[ACG37-P02] Climate memory of the Eurasian land process for the Arctic amplification
Keywords:Arctic amplification, Arctic sea ice retreat, Arctic Oscillation, Climate memory, land process
Amplified warming over the Arctic region, so called Arctic amplification (AA), and its relevance to the mid-latitude cooling in winter have recently been intensively studied. Recognizing rapid decline of the Arctic sea ice as to coincide with AA, sea ice-climate impacts have been examined in both observational and modeling studies. However, there is a serious gap between diverged simulation results among models/studies and observational evidence showing strong relevance of sea ice variation to AA signals on the interannual to decadal timescales. To fill the gap, we assume the climate memory effect of the land process that achieves amplification and recurrence of the sea ice-climate impacts.
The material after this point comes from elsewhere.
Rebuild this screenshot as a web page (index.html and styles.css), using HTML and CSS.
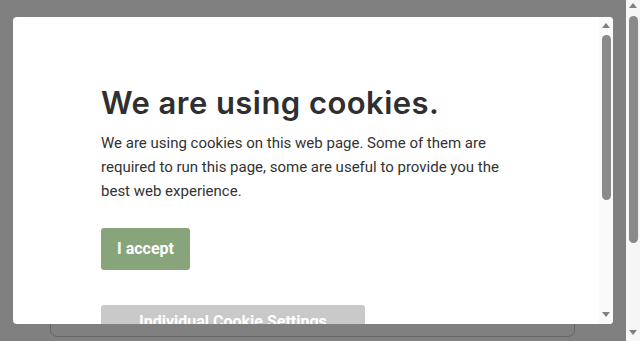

Here we designed and performed a set of general circulation model experiments that is able to extract the memory effect of land process. The memory of the northern Eurasian cooling anomalies that originally induced by sea ice loss are stored as snow amount and soil temperature. Memorized anomalies could induce the atmospheric circulation resembling the negative Arctic oscillation and amplify the Arctic warming in the later years. Estimated atmospheric circulation change due to this memory effect is comparable with that directly induced by sea ice loss. Reducing uncertainty of the land process operated in the climate models, which is expected to have large model dependency, would be a major choice to achieve the robust simulation results to evaluate sea ice-induced AA.